Dejé al maestro tras manifestarle admiración por su arte y hacerme una polaroid junto a él. El griterío de mujeres que salía de aquel cuartito iluminado me atrajo como un imán. Entré en la sala que estallaba de luz y contemplé al punto un espectáculo sensacional.

Contados extranjeros asistían perplejos a aquella orgía de sonido de la noche andaluza. La estancia era alargada y no menos de cuarenta mujeres se sentaban en sillas de enea arrimadas a la pared, componían un cuadro espontáneo y muy poco folclórico; un pasillo de sonido alucinante. Como un coro de africanas bajo los árboles tropicales o un grupo de bailarinas hindúes. Creí ver al fondo de la estancia a un guitarrista acosado por las voces de las cantaoras; las había de todas las edades. Cantaban como quien no quiere la cosa, sonrientes, extasiadas, sensuales.

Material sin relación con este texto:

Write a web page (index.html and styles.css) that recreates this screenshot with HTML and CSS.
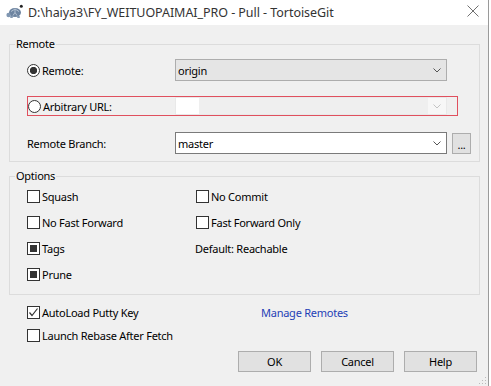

Calmé mi súbito entusiasmo con un trago de whisky de mi vaso de tubo. Una niña de quince años, vestida de faralaes y con los ojos azules, me cedió una silla de enea. Me senté como un autómata, inmóvil, con los ojos bien abiertos y los oídos más al loro; no daba crédito al milagro que se desarrollaba frente a mí. Un calor que quemaba, un sollozo de pura alegría.

No soporté quedarme más allí, los latidos del corazón me recomendaron tomar el aire. Salí a escape a la noche granadina. Morente habían desaparecido. Quedé sólo en la terraza, el vaso en la mano iluminado por la luna; levanté la vista y entonces…podría jurar que las torres oscuras de la Alcazaba me susurraron algo. Caí al punto desmayado; como última emoción, la imagen borrosa del clavel oscuro y el chisporroteo del vaso hecho añicos contra el suelo.